It’s so easy to fuck up a patch. On a dense patchbay, where you can barely read anything and there are cables going everywhere and the whole thing looks like worms at a swinger party, patching really requires paying attention. Don’t be embarrassed if you screw up a patch.

Double check your patching. Make sure output goes to input. Make sure you’re not off by one row or point in the patchbay. Make sure you’ve pushed the cable down all the way. Make sure some damn assistant didn’t slip in a phased reversed cable because he wants to “test you” (true story.... bastard).

Be Anal about Patching

If you want to be anal, which is not a bad thing in the studio, patch things one at a time. This is a really good idea if you’re working with unfamiliar gear or in a new studio or setup.

Start with the source, get it to the output, and confirm that you’ve got sound. Then add the compressor, and confirm you have sound. Then add the EQ, or whatever, and confirm you’ve got sound. This is a slow way to go, but this is an excellent way to avoid problems and learn. I find I do this a lot especially when I’m interfacing my DAW with analog outboard. It helps me to find and fix latency issues, which, coming from my analog background, is sort of an “unnatural" thing for me.

Another trick: say what you’re doing out loud. I still do this: Preamp out to compressor in.... compressor out to EQ in... It keeps mistakes from happening, especially when the patchbay gets crowded. Saying it out loud also slows you down a bit. Yes, engineering should happen quickly, but taking a slow moment while setting up allows for faster overall speed later. And NOTHING in the world feels worse than trying to find a problem while the clients are watching you, waiting for you to figure it out.

Confirm What Is Working

Well, now you’re sweating, because you’ve checked all the obvious stuff and it still ain't working. So, you might have a genuine gear issue on your hands... I still would bet you patched shit wrong and just missed seeing it, but I digress...

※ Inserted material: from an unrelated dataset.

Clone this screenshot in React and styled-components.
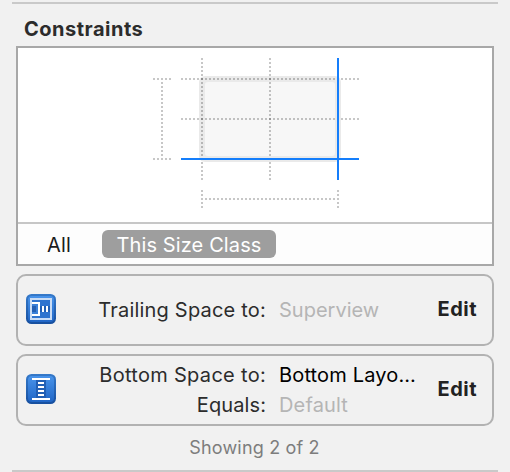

Take a deep breath, or two, and start swapping out one element of the signal chain at a time.

So, if you’re using a microphone, a cable, and a preamp, after checking all the switches and the patching, because ASS, swap the cable and see if you get sound. If swapping the cable doesn’t change anything, then swap the mic. Still no change? Swap the preamp. Don’t swap more than one thing at a time, because then you don’t know what is causing the problem.

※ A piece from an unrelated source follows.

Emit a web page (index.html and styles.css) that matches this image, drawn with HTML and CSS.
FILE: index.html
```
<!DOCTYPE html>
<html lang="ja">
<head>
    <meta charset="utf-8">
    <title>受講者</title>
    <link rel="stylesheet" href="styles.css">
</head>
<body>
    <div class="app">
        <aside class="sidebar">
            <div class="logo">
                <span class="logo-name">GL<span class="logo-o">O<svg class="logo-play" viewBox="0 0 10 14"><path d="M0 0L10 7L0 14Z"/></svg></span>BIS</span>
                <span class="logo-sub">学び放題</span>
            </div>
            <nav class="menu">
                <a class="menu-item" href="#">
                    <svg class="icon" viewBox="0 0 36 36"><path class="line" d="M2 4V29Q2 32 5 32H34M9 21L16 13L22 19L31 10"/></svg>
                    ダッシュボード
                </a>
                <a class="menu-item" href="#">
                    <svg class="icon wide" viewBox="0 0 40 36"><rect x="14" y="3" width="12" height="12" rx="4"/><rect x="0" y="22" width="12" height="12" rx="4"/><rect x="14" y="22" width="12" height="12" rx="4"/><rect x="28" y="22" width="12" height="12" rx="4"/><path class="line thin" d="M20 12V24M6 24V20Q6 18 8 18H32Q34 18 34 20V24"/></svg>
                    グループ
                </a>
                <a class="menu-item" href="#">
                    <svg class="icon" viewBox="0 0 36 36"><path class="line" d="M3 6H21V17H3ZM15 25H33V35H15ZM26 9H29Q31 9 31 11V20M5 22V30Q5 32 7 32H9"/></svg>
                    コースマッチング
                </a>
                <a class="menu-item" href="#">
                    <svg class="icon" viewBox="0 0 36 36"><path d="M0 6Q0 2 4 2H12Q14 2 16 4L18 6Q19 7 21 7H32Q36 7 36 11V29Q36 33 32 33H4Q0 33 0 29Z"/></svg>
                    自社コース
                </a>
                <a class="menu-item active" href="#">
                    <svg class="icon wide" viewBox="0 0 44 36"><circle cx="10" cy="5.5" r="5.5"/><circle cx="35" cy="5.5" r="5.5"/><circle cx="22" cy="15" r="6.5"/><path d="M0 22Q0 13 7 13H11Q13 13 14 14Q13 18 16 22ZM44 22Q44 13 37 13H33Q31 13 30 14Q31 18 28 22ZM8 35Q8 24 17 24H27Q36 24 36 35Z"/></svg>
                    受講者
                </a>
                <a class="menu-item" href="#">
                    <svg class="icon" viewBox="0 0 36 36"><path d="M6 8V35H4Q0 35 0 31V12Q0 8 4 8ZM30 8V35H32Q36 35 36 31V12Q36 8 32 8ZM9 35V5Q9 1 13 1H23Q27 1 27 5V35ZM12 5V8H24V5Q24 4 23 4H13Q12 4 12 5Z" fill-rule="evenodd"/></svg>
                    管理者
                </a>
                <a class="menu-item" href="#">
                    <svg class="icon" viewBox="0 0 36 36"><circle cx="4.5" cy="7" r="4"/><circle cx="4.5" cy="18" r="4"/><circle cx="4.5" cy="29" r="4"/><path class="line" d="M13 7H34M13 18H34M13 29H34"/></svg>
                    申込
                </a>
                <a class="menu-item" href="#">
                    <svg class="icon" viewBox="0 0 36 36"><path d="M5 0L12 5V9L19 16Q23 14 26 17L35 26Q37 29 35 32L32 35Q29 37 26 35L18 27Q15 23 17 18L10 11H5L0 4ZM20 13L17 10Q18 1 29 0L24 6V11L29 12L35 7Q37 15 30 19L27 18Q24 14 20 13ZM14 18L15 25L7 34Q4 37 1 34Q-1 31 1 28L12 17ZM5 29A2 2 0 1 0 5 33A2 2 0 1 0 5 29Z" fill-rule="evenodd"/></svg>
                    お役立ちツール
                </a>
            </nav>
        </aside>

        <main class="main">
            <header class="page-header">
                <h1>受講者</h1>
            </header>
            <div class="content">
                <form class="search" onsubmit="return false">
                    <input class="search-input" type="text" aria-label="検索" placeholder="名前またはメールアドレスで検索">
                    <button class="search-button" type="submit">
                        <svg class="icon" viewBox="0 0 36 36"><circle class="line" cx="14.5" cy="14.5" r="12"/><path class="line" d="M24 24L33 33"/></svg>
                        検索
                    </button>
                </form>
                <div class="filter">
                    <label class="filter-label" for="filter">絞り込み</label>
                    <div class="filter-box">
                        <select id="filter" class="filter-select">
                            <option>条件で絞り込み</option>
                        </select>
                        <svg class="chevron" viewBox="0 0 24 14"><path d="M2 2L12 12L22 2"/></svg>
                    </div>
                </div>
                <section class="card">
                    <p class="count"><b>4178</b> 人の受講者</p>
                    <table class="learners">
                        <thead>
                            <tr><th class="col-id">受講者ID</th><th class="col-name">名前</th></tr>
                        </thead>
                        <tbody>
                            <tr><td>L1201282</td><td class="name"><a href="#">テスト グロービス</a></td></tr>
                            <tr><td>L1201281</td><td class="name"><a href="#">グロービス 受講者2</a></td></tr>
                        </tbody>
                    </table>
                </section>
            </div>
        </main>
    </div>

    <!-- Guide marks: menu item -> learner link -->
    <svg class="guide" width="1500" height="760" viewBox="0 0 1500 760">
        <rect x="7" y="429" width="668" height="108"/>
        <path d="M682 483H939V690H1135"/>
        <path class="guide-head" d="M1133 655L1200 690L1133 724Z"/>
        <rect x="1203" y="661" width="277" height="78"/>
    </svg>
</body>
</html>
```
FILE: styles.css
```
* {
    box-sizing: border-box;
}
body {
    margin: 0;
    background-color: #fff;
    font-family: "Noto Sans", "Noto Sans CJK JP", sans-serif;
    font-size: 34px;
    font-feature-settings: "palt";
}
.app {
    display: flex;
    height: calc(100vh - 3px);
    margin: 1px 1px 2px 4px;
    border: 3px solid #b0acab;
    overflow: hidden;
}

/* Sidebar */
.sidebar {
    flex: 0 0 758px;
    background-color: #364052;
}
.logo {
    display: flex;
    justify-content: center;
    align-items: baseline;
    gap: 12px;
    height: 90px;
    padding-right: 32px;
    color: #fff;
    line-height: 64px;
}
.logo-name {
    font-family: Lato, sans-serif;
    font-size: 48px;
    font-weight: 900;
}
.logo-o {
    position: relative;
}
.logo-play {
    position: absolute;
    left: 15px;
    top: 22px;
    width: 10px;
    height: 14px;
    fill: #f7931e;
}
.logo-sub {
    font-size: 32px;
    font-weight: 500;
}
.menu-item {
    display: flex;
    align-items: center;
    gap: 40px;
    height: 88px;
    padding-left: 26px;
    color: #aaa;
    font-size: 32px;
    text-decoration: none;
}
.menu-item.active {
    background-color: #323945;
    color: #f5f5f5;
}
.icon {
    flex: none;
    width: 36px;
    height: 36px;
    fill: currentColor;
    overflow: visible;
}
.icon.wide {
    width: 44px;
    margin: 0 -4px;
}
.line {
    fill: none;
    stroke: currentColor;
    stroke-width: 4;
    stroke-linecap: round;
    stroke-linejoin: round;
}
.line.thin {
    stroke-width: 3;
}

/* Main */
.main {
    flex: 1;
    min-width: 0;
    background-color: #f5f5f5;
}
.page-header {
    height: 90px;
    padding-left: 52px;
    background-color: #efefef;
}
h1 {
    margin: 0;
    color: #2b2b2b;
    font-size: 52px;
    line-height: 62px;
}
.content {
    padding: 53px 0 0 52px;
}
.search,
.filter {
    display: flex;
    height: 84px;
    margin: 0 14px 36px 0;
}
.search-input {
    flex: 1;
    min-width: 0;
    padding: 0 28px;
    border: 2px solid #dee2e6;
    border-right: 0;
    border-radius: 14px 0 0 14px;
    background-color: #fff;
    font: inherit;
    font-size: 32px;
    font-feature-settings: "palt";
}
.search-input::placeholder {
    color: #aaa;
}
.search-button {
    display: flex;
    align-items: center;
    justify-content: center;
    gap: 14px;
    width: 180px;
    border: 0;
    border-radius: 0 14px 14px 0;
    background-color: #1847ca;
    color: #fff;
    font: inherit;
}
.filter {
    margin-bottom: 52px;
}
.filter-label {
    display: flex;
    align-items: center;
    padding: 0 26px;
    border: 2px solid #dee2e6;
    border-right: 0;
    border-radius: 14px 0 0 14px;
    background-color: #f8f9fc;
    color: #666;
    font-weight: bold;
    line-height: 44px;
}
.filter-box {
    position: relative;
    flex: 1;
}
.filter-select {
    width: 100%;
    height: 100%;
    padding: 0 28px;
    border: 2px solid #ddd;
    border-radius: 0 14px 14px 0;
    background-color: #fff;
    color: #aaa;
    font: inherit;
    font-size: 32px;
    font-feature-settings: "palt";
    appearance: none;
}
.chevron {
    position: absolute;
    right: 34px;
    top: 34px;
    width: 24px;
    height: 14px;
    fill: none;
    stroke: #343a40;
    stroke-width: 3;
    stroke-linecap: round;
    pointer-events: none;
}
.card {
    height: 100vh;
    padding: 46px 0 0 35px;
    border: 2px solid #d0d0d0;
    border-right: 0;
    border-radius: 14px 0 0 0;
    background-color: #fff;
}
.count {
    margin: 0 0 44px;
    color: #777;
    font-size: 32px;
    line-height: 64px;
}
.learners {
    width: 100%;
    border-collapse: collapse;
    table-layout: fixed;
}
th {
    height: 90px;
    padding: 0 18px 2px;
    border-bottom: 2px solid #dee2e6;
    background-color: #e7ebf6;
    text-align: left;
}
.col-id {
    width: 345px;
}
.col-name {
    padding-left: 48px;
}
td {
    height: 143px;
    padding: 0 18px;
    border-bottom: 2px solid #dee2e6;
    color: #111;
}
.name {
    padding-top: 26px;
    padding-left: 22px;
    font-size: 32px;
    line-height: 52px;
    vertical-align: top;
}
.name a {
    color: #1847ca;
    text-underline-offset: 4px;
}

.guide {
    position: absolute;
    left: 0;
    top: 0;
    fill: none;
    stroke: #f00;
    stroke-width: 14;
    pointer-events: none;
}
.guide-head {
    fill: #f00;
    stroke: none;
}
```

What is very handy is having two fairly identical signal chains to test against each other. If you’re in a drum session and you can’t hear the kick mic but you can hear the snare, unplug the cable from the kick mic and plug it into the snare mic. If you can’t hear the snare, then the problem is on the kick’s signal chain. If you can hear the snare, then the issue is with the kick mic.

Simplify the Signal Chain

If you have a mic plugged into a preamp, plugged into a gate, plugged into a compressor, plugged into an EQ, plugged into an interface, that’s a lot of points of failure.

Find the problem by simplifying the signal chain. Speak into the mic. Is the preamp lighting up? If it is, patch the output of the preamp right into the interface and see if you get sound. If you do, you now know the problem is between the gate and the EQ. So, patch into the preamp output into the gate, and patch the gate output into the interface. Can you hear it? Repeat this process, cursing liberally, until the problem is solved.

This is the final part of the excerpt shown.